==== Material provided
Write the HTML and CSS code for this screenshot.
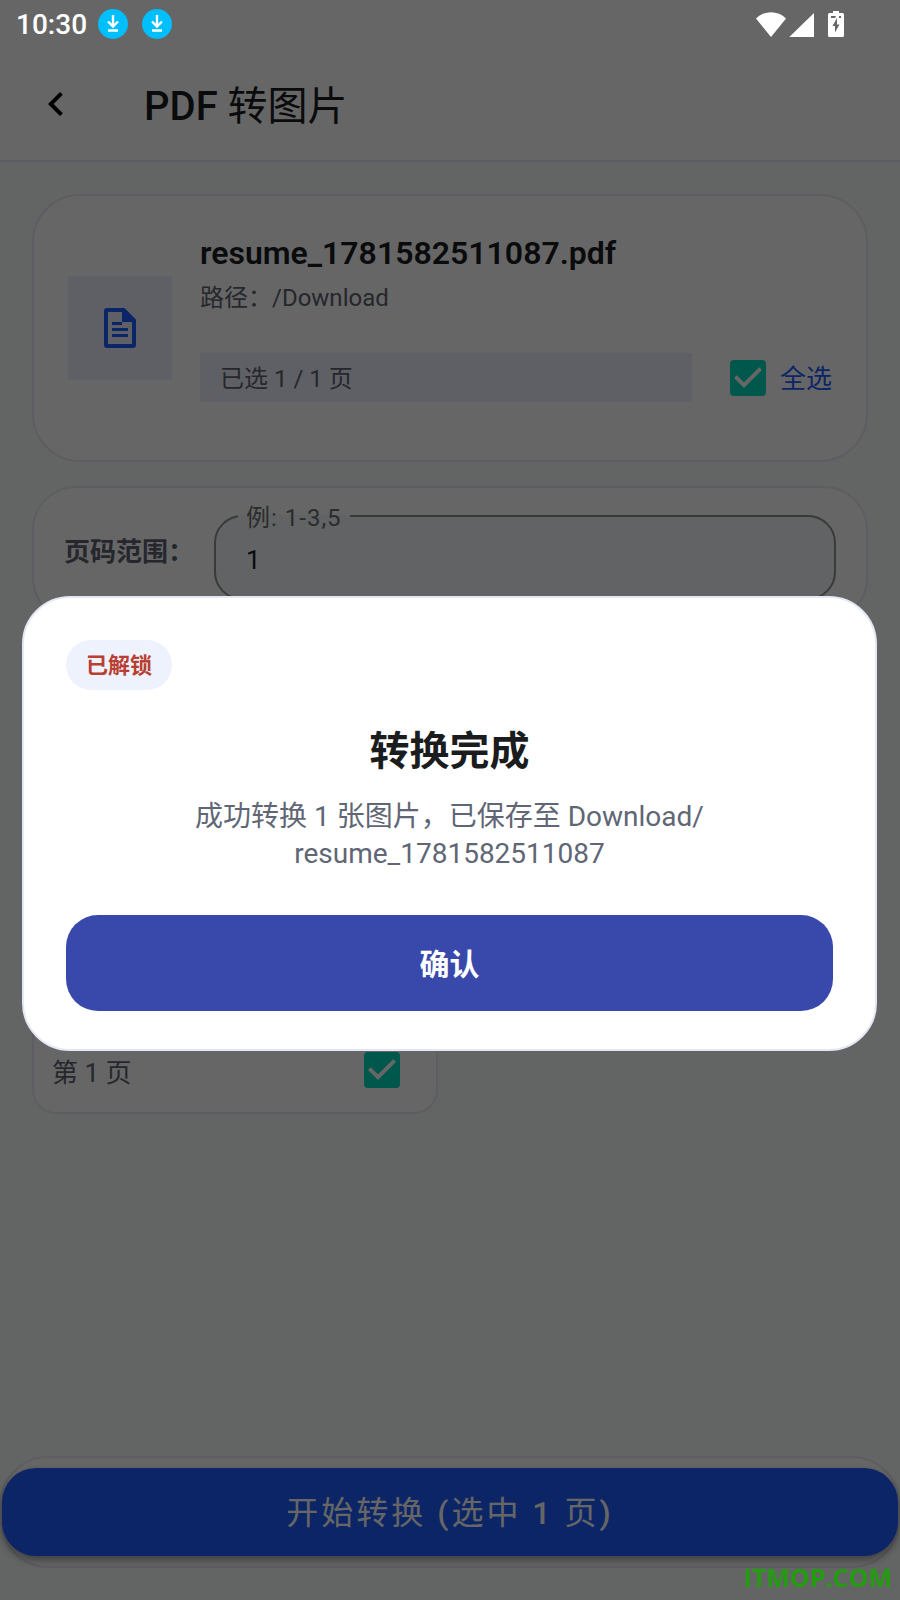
========
==== Material provided
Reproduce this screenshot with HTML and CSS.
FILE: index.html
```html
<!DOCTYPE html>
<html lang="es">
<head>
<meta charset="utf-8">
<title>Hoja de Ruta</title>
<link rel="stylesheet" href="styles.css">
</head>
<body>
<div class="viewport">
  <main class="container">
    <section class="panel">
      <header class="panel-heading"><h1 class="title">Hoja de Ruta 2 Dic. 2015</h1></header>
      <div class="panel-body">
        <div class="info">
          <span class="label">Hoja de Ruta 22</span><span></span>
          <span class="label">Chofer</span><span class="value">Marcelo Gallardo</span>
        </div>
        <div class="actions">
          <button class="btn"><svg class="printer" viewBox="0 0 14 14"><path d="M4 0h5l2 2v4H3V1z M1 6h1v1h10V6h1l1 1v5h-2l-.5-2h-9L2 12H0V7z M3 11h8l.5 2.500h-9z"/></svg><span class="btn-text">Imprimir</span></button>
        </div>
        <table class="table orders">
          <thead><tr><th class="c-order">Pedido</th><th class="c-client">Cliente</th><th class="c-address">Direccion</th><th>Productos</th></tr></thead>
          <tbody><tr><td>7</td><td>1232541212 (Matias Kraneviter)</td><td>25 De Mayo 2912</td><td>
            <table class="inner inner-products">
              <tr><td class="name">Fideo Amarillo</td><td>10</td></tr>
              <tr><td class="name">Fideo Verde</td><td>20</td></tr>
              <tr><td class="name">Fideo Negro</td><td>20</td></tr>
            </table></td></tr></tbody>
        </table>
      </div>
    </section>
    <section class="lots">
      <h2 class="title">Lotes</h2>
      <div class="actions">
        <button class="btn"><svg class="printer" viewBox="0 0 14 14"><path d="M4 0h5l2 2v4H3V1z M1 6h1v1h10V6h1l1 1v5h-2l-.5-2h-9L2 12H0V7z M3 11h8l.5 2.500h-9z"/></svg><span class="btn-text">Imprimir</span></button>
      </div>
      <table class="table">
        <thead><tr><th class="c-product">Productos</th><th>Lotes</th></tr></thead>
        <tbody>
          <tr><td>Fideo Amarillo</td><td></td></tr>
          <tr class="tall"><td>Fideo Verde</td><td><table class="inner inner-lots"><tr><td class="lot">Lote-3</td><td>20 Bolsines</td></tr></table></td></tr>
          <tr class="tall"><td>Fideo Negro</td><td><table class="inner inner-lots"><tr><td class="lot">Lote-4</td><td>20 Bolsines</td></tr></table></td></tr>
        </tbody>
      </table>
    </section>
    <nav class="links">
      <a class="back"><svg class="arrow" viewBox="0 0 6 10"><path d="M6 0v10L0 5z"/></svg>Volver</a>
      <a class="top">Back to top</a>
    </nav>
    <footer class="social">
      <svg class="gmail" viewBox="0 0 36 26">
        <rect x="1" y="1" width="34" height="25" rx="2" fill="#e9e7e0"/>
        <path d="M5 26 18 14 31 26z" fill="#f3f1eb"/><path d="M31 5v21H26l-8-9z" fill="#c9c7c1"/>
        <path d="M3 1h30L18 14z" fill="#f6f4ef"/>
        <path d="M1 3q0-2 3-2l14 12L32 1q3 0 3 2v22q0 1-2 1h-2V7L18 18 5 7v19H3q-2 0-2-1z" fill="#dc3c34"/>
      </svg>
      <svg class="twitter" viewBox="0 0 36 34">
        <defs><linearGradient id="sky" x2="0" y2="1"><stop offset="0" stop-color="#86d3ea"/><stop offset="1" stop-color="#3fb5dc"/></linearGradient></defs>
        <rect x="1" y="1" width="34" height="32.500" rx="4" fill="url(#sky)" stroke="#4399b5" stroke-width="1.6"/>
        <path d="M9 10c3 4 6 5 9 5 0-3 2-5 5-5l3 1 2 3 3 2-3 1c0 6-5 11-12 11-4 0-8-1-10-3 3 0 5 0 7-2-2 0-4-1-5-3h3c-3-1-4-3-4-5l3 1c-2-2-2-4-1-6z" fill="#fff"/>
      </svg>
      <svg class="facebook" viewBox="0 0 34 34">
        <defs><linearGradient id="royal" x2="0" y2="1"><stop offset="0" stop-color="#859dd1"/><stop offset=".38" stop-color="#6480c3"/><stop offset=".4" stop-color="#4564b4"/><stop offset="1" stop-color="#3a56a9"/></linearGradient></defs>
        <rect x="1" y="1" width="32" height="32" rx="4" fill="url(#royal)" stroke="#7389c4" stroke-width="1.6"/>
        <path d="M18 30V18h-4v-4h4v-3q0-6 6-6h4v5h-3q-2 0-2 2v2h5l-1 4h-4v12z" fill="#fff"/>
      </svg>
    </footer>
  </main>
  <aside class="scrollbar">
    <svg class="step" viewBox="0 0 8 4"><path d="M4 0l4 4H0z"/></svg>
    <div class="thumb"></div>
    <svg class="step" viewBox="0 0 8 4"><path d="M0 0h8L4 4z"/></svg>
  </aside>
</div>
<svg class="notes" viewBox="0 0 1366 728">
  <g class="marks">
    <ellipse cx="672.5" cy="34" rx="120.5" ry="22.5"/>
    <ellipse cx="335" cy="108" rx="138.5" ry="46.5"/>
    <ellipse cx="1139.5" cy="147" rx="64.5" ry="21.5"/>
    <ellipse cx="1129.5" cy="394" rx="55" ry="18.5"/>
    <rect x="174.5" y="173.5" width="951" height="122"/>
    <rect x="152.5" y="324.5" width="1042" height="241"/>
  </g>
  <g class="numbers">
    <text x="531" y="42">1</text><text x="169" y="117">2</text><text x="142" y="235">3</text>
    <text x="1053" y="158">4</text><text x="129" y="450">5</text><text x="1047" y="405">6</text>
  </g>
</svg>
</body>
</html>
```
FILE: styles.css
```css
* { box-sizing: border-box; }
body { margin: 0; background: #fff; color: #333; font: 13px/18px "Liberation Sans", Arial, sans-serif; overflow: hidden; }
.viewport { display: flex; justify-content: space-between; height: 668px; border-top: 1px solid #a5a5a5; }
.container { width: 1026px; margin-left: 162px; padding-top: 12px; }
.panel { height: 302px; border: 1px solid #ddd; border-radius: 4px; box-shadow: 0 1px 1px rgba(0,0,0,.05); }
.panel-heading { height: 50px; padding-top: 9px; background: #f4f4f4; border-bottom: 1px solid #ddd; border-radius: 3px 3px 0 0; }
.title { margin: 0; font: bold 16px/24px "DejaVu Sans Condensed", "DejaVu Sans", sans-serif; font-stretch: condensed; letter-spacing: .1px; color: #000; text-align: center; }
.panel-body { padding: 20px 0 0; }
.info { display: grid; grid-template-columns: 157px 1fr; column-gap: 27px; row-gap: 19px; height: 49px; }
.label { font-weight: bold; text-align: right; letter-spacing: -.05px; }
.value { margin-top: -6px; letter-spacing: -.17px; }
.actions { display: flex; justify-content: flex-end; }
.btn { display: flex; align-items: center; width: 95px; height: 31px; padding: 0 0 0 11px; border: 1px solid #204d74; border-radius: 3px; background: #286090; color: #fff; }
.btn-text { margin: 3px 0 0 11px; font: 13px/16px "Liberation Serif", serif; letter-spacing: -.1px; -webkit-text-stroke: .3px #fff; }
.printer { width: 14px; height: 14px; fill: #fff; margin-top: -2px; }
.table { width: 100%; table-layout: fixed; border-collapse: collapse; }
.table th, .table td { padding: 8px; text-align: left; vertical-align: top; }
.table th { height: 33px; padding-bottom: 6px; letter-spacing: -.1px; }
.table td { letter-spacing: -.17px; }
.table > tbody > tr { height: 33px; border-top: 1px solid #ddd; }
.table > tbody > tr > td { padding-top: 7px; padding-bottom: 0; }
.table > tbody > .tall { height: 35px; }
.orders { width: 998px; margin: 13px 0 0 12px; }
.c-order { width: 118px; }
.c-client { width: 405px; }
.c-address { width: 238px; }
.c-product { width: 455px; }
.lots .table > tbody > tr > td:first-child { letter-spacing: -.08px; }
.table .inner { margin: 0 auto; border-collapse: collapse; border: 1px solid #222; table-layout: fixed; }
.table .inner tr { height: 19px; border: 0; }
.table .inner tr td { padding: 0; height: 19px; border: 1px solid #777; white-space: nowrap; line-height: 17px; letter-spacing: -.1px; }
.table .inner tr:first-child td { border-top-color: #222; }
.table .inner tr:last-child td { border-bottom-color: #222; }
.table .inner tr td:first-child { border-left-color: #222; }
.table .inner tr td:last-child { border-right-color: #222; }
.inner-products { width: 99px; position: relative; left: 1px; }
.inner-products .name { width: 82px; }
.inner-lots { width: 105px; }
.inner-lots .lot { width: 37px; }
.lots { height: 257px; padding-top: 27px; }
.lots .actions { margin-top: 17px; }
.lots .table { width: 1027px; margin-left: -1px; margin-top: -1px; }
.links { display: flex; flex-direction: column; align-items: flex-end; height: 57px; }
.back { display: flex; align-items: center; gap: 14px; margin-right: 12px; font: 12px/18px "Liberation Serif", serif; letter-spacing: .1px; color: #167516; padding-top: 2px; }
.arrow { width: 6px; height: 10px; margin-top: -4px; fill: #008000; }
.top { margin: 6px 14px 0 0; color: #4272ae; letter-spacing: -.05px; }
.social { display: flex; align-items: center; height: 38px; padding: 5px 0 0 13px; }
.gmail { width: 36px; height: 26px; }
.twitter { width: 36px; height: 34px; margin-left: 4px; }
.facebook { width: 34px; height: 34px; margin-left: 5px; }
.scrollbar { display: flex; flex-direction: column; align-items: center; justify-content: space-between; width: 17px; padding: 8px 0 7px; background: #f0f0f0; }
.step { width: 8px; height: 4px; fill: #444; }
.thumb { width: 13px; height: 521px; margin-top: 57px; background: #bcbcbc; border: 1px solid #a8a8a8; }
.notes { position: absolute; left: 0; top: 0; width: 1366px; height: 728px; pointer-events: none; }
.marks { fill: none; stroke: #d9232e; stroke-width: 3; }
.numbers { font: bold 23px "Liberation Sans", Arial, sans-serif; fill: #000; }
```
========
==== Material provided
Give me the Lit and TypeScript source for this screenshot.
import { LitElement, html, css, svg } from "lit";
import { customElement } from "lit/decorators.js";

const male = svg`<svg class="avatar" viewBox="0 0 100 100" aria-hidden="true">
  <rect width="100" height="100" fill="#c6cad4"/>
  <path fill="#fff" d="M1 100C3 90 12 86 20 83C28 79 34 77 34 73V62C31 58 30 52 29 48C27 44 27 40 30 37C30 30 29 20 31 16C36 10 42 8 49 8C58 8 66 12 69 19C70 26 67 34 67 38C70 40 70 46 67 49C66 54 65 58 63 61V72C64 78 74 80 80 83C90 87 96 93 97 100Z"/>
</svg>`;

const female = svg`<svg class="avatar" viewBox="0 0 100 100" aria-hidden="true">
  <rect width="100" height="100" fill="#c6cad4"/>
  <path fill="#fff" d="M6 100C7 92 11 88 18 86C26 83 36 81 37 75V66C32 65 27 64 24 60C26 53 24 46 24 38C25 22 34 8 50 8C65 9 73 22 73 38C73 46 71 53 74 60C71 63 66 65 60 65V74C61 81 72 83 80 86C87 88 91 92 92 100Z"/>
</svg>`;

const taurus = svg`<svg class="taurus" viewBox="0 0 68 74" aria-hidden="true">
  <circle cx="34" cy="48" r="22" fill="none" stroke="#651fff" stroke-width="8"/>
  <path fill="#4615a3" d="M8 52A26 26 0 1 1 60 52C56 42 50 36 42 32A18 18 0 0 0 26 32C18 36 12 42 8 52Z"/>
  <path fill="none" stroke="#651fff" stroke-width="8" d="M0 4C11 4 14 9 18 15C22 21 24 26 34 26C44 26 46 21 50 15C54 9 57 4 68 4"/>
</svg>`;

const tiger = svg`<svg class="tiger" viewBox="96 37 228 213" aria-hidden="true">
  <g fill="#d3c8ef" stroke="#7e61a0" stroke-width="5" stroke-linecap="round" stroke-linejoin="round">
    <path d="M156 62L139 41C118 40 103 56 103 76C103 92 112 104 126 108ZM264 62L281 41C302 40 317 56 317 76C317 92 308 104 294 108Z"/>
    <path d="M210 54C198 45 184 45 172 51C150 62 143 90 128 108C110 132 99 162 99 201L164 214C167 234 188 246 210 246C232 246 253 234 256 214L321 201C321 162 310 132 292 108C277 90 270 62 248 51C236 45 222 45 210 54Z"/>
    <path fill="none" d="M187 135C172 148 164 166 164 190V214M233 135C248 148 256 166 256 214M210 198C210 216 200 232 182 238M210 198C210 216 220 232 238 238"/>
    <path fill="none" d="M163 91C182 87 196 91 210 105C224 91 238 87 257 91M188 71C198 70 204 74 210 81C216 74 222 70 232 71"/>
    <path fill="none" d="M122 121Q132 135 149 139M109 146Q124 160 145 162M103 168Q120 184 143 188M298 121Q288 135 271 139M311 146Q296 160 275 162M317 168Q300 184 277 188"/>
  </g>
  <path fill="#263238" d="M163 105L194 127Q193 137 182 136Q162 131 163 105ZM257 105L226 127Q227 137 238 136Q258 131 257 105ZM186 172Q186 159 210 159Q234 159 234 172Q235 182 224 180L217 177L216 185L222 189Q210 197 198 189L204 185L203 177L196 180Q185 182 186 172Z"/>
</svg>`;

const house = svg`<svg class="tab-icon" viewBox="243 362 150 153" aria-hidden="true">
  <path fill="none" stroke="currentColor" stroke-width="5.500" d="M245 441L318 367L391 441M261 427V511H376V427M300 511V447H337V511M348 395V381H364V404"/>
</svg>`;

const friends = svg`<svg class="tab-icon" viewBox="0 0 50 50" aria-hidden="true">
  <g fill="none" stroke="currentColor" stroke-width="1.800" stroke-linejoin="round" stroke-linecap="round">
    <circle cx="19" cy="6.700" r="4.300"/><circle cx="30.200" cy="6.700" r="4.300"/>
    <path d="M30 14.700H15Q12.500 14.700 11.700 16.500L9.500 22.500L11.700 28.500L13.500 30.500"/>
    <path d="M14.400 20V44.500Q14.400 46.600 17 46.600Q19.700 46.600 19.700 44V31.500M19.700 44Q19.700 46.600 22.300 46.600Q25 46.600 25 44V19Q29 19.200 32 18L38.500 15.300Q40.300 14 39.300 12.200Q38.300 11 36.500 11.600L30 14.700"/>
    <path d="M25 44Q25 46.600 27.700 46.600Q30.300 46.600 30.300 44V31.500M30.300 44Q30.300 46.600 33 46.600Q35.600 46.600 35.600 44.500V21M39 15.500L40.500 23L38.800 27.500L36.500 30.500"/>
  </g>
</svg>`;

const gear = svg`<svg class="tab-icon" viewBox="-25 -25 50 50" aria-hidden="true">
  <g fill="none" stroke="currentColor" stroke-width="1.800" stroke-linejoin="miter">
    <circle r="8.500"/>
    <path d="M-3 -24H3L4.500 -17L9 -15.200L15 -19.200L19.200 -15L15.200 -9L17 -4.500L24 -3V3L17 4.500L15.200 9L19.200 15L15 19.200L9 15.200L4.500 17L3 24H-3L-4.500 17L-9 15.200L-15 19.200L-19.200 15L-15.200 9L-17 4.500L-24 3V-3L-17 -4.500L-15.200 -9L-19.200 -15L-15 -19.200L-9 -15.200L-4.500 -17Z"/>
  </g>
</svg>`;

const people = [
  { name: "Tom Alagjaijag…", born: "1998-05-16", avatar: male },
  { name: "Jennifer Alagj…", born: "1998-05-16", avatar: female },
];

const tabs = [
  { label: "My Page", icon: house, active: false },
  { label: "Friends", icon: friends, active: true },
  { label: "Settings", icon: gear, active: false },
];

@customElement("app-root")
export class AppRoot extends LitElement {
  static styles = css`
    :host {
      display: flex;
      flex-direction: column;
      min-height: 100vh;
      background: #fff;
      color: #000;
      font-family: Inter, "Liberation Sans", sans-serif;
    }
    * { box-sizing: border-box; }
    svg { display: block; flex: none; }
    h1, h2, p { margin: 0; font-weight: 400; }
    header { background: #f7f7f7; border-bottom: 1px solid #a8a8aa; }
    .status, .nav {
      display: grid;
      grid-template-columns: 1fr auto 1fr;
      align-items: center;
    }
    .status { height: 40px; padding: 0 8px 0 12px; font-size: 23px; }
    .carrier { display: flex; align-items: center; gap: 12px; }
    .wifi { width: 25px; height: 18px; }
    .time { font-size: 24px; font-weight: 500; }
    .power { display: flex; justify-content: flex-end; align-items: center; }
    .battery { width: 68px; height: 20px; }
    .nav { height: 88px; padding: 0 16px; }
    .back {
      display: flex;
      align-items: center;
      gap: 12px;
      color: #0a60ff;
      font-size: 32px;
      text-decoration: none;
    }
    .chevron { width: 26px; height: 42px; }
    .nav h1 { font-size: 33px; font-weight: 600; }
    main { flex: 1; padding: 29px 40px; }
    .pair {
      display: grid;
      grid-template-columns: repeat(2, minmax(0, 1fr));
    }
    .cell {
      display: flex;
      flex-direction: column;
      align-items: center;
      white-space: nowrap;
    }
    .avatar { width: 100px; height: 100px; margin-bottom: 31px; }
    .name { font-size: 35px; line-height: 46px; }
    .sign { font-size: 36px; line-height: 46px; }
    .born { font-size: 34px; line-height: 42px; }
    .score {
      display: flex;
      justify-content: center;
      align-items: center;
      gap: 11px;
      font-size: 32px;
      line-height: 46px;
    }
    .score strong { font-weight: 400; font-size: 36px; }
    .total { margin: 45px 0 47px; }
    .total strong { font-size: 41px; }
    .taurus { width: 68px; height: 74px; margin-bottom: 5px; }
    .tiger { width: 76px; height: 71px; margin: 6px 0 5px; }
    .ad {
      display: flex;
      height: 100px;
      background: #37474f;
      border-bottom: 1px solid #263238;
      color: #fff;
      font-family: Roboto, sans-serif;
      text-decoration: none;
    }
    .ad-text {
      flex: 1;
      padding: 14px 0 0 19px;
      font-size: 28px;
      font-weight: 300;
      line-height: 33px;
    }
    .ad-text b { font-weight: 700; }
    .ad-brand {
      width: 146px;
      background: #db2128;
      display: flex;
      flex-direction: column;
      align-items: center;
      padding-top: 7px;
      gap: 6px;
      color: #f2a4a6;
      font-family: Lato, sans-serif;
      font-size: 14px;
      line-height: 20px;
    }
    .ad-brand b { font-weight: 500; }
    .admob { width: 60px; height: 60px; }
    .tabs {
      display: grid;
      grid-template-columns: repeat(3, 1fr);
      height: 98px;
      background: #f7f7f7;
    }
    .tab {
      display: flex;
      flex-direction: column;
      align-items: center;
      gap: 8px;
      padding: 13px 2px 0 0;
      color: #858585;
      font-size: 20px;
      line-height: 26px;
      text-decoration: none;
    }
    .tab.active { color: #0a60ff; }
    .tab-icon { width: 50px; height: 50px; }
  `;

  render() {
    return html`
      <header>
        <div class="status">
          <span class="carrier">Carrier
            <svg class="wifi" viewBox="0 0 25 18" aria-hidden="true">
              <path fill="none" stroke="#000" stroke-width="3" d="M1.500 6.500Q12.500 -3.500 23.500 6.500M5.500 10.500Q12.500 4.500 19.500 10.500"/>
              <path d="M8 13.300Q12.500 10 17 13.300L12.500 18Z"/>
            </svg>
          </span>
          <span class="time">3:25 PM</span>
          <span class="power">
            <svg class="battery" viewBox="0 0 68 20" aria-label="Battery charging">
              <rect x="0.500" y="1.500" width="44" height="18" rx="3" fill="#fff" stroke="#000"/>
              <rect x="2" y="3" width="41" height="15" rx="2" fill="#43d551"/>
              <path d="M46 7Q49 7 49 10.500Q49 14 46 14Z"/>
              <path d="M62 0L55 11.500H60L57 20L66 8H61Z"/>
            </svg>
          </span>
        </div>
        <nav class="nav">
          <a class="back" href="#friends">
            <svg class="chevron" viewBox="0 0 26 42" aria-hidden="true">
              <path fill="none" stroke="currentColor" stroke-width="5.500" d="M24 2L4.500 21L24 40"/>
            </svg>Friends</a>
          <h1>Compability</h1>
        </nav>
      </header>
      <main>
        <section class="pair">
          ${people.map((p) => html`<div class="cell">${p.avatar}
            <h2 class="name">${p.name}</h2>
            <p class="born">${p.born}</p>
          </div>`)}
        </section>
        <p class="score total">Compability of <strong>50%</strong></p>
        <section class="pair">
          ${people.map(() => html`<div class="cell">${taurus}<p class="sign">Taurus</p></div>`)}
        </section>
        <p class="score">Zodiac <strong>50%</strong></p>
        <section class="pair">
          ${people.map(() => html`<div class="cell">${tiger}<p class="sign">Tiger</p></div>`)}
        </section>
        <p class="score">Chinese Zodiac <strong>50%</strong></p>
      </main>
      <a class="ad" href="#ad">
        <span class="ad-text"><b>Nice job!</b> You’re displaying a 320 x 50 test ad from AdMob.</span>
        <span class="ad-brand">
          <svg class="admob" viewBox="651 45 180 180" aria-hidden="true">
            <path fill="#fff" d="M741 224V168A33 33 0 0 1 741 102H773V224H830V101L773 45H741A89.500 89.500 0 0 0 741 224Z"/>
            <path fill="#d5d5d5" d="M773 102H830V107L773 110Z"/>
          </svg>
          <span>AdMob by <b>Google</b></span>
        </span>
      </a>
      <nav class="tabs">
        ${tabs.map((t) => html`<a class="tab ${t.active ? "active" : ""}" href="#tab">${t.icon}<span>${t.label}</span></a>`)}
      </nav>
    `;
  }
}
========
Stated exercise:
Identify each line in the records above that contains the word "screenshot", and copy it out in full.

Completed exercise:
Write the HTML and CSS code for this screenshot.
Reproduce this screenshot with HTML and CSS.
Give me the Lit and TypeScript source for this screenshot.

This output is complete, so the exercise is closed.